### TASK DETAILS
In the listing below, locate the lines that hold the string "index". Copy those lines.

### INFORMATION SHOWN
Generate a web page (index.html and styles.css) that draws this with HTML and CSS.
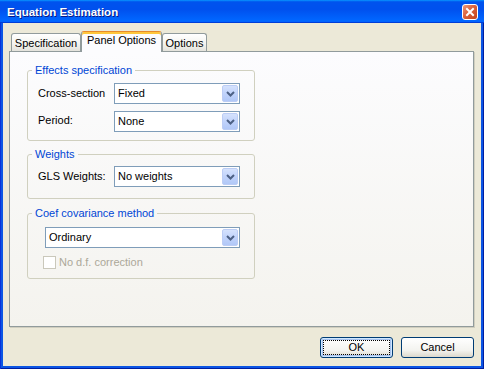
FILE: index.html
```html
<!DOCTYPE html>
<html>
<head>
<meta charset="utf-8">
<link rel="stylesheet" href="styles.css">
</head>
<body>
<div class="window">
  <div class="titlebar">
    <span class="title">Equation Estimation</span>
    <span class="close"><svg width="14" height="14" viewBox="0 0 14 14"><path d="M4 4 L10 10 M10 4 L4 10" stroke="#fff" stroke-width="2" stroke-linecap="square" fill="none"/></svg></span>
  </div>
  <div class="frame">
    <div class="client">
      <div class="tabs">
        <div class="tab tab-spec">Specification</div>
        <div class="tab active tab-panel">Panel Options</div>
        <div class="tab tab-opts">Options</div>
      </div>
      <div class="panel">
        <fieldset class="group">
          <legend>Effects specification</legend>
          <div class="group-body body-effects">
            <div class="row">
              <span class="lbl">Cross-section</span>
              <div class="combo"><span class="val">Fixed</span><span class="drop"><svg width="9" height="6" viewBox="0 0 9 6"><path d="M1 1 L4.5 4.5 L8 1" stroke="#4D6185" stroke-width="2" fill="none"/></svg></span></div>
            </div>
            <div class="row">
              <span class="lbl lbl-up">Period:</span>
              <div class="combo"><span class="val">None</span><span class="drop"><svg width="9" height="6" viewBox="0 0 9 6"><path d="M1 1 L4.5 4.5 L8 1" stroke="#4D6185" stroke-width="2" fill="none"/></svg></span></div>
            </div>
          </div>
        </fieldset>
        <fieldset class="group group-weights">
          <legend>Weights</legend>
          <div class="group-body body-weights">
            <div class="row">
              <span class="lbl">GLS Weights:</span>
              <div class="combo"><span class="val">No weights</span><span class="drop"><svg width="9" height="6" viewBox="0 0 9 6"><path d="M1 1 L4.5 4.5 L8 1" stroke="#4D6185" stroke-width="2" fill="none"/></svg></span></div>
            </div>
          </div>
        </fieldset>
        <fieldset class="group group-coef">
          <legend>Coef covariance method</legend>
          <div class="group-body body-coef">
            <div class="combo combo-wide"><span class="val">Ordinary</span><span class="drop"><svg width="9" height="6" viewBox="0 0 9 6"><path d="M1 1 L4.5 4.5 L8 1" stroke="#4D6185" stroke-width="2" fill="none"/></svg></span></div>
            <div class="check-row">
              <span class="checkbox"></span>
              <span class="check-label">No d.f. correction</span>
            </div>
          </div>
        </fieldset>
      </div>
      <div class="buttons">
        <button class="btn btn-default"><span class="focus">OK</span></button>
        <button class="btn"><span class="nofocus">Cancel</span></button>
      </div>
    </div>
  </div>
</div>
</body>
</html>
```
FILE: styles.css
```css
* { box-sizing: border-box; }
html, body { margin: 0; padding: 0; }
body {
  width: 484px;
  height: 369px;
  overflow: hidden;
  font-family: "Liberation Sans", Arial, sans-serif;
  font-size: 11px;
  color: #000;
  background: #fff;
}
.window {
  width: 484px;
  height: 369px;
  display: flex;
  flex-direction: column;
}
.titlebar {
  height: 23px;
  flex: none;
  display: flex;
  align-items: center;
  justify-content: space-between;
  padding: 0 6px 0 7px;
  background: linear-gradient(180deg, #0997ff, #0053ee 8%, #0050ee 40%, #0066ff 88%, #0066ff 93%, #005bff 95%, #003dd7 96%, #003dd7);
}
.title {
  color: #fff;
  font-weight: bold;
  font-size: 11.5px;
  text-shadow: 1px 1px 0 #0a1883;
}
.close {
  width: 16px;
  height: 16px;
  border: 1px solid #fff;
  border-radius: 3px;
  background: linear-gradient(135deg, #ee9a7c, #d9613c 45%, #c2431b);
  display: flex;
  align-items: center;
  justify-content: center;
}
.frame {
  flex: 1;
  display: flex;
  padding: 0 3px 3px 3px;
  background: #0b55e4;
  box-shadow: inset 1px 0 #0831d9, inset -1px -1px #001ea0;
}
.client {
  flex: 1;
  background: #ece9d8;
  display: flex;
  flex-direction: column;
  padding: 8px 7px 0 6px;
}
.tabs {
  display: flex;
  align-items: flex-end;
  height: 21px;
  margin: 0 0 -1px 2px;
  position: relative;
  z-index: 1;
}
.tab {
  height: 18px;
  margin-bottom: 1px;
  border: 1px solid #919b9c;
  border-bottom: none;
  border-radius: 3px 3px 0 0;
  background: linear-gradient(#ffffff, #f4f4f0 55%, #e4e3dc);
  display: flex;
  align-items: center;
  justify-content: center;
  line-height: 13px;
  padding-top: 1px;
}
.tab-spec { width: 70px; }
.tab-panel { width: 81px; }
.tab-opts { width: 45px; }
.tab.active {
  height: 21px;
  margin-bottom: 0;
  background: #fcfcfe;
  border-top: 1px solid #e68b2c;
  box-shadow: inset 0 2px 0 #ffc73c;
  padding: 0 0 3px 0;
}
.panel {
  height: 276px;
  flex: none;
  border: 1px solid #919b9c;
  background: linear-gradient(#fcfcfe, #f4f3ee);
  box-shadow: 1px 1px 0 #d0cebf;
  padding: 12px 0 0 17px;
}
.group {
  width: 228px;
  margin: 0;
  padding: 0;
  min-width: 0;
  border: 1px solid #d0d0bf;
  border-radius: 3px;
}
.group legend {
  margin-left: 4px;
  padding: 0 3px;
  line-height: 13px;
  color: #0046d5;
}
.group-weights { margin-top: 7px; }
.group-coef { margin-top: 8px; }
.body-effects {
  padding: 6px 0 8px 10px;
  display: flex;
  flex-direction: column;
  gap: 7px;
}
.body-weights { padding: 5px 0 11px 10px; }
.body-coef { padding: 7px 0 9px 17px; }
.row {
  display: flex;
  align-items: center;
  height: 21px;
}
.lbl { width: 76px; line-height: 13px; }
.lbl-up { position: relative; top: -1px; }
.combo {
  width: 126px;
  height: 21px;
  border: 1px solid #7f9db9;
  background: #fff;
  display: flex;
  align-items: center;
  padding: 1px;
}
.combo-wide { width: 195px; }
.val { flex: 1; padding-left: 2px; line-height: 13px; }
.drop {
  width: 16px;
  height: 17px;
  border: 1px solid #bccdf5;
  border-radius: 2px;
  background: linear-gradient(#d5e2fd, #c1d3fb 50%, #b1c8f7);
  display: flex;
  align-items: center;
  justify-content: center;
}
.check-row {
  display: flex;
  align-items: center;
  gap: 3px;
  height: 13px;
  margin: 8px 0 0 -2px;
  color: #aca899;
}
.checkbox {
  width: 13px;
  height: 13px;
  border: 1px solid #cac8bb;
  background: #fff;
}
.check-label { line-height: 13px; }
.buttons {
  display: flex;
  justify-content: flex-end;
  gap: 8px;
  margin-top: 10px;
}
.btn {
  width: 73px;
  height: 21px;
  padding: 0;
  font: inherit;
  color: #000;
  border: 1px solid #003c74;
  border-radius: 3px;
  background: linear-gradient(#ffffff, #f3f3ef 65%, #dcd8cc);
  display: flex;
  align-items: stretch;
  justify-content: stretch;
}
.btn-default {
  box-shadow: inset 0 0 0 1px #cee7ff, inset 0 0 0 2px #a7c3ef;
}
.focus, .nofocus {
  flex: 1;
  margin: 2px;
  display: flex;
  align-items: center;
  justify-content: center;
  line-height: 13px;
}
.focus { border: 1px dotted #000; }
.nofocus { border: 1px solid transparent; }
```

### FULL OUTPUT
Generate a web page (index.html and styles.css) that draws this with HTML and CSS.
FILE: index.html
  z-index: 1;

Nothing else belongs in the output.